Steve has managed to pack all of this into his paraphrase of the Song of Songs and it has been a joy working on it with him. He riled me up but good, and I have spent the last weeks relishing the lush beauty of this ancient love song. Take a look at what Steve has done and I’m sure you will agree.
—Bob Huber
Steven David Grisetti
Nice job smoothing out some of those clunky metaphors, Steve. (“Thy two breasts are like two young roes that are twins.”)
It still cracks me up that Christians dance around this book like it’s the PG-13 section of the Bible. I even attended a church service in which the preacher apologized for preaching on it and preceded his talk by inviting easily offended parents to take their kids out of the sanctuary for half an hour. Seriously.

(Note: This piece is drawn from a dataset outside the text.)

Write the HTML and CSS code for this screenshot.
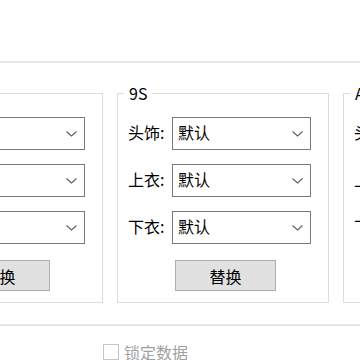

It’s definitely an interesting inclusion among the other holy writings. But then again, so is Ecclesiastes, a book that riffs on the meaninglessness of life.
Stephen M. Miller
Thanks Steve. I do anticipate some push back, once people actually start reading the paraphrased version of the Song of Songs. I tried to imagine my wife and I reading the lady and gent parts of the Song to each other, but all the very idea of it did was make me laugh. This Song seems laughably romantic…like talk you might expect to hear from teenagers headed to a honeymoon.